Katherine Bernhardt’s work has been inspired by her love of patterns and colors and her disorganized mother. She was born in Clayton, Missouri, just outside of St. Louis, in 1975. Her mother was a hoarder who saved everything from newspapers to ice cream molds to old estate furniture.

 

The family traveled extensively, something that Bernhardt continues to do. “I made an oil painting in 9th grade in art class at school.” she said in a 2015 interview in Whitehot Magazine. “It was messy, and I didn’t understand how the paint moved or worked. I only had black, blue and white as colors available, and I  didn’t understand how to make colors, shades or tones.
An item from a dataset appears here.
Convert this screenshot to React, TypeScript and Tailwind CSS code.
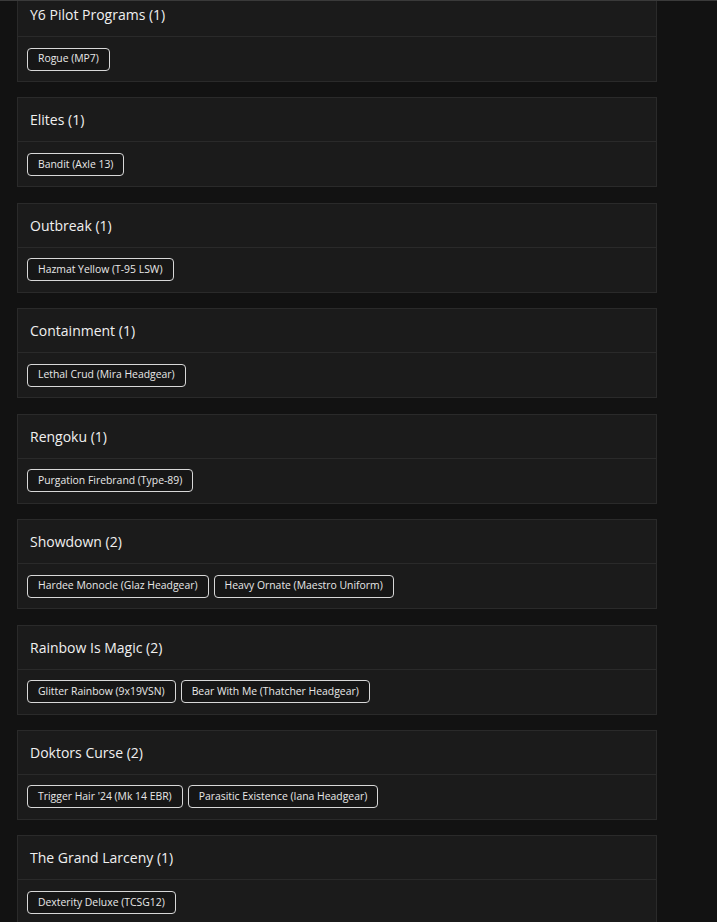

So it was really difficult to make a good picture. In relation to looking at other people’s paintings, as a child I remember being dragged around by my father through museums and churches all around France and Italy. But I don’t remember any of them.”

 

After high school, Bernhardt left home to study at the School of the Art Institute of Chicago, where she earned her BA. She was accepted thanks to  a portfolio of watercolors that she’d created, which were based on photos she took as a high school exchange student in Portugal. She moved from Chicago to New York to attend the master’s program at the School of Visual Arts.

 

Bernhardt’s Career

Even before she received her MFA, in 2000, Bernhardt was displaying her messy paintings in Chelsea galleries and her style made her a critical success. Her early paintings were of fashion models and pop icons, like ET.

 

In 2011, she married Youssef Jdia, a Moroccan rug dealer. The couple has since divorced, but the rug patterns inspired Bernhardt to paint large, repeat patterned paintings, that have become her trademark.

 

Bernhardt’s studio is a converted auto-repair shop in the Flatbush section of Brooklyn. She’s bought and renovated a massive former car dealership in her hometown in Missouri to use as a storage facility for her own work and an alternative exhibition space.

 

Her paintings are included in public collections of the Carnegie Museum of Art in Pittsburgh, the High Museum in Atlanta, the Hirshhorn Museum in Washington D.C, the Portland Museum of Art in Portland, Maine, the San Antonio Museum of Art, the Rubell Collection in Miami and other fine museums and galleries.

 


 
References:
Dylan Kerr. “The Best Painters Don’t Intellectualize Their Art”: Katherine Bernhardt on Her New Paintings, & Why She Loves the Tropics. Artspace. September, 2015.
Ashley Garrett. Katherine Bernhardt Interview. Whitehot Magazine. January 2015.
Howard Hurst. Katherine Bernhardt’s Junk-Food Moshpit. Hyperallergic. February 27, 2014.
Scott Indrisek. Paint it Loud. GQ Magazine. August 29, 2019.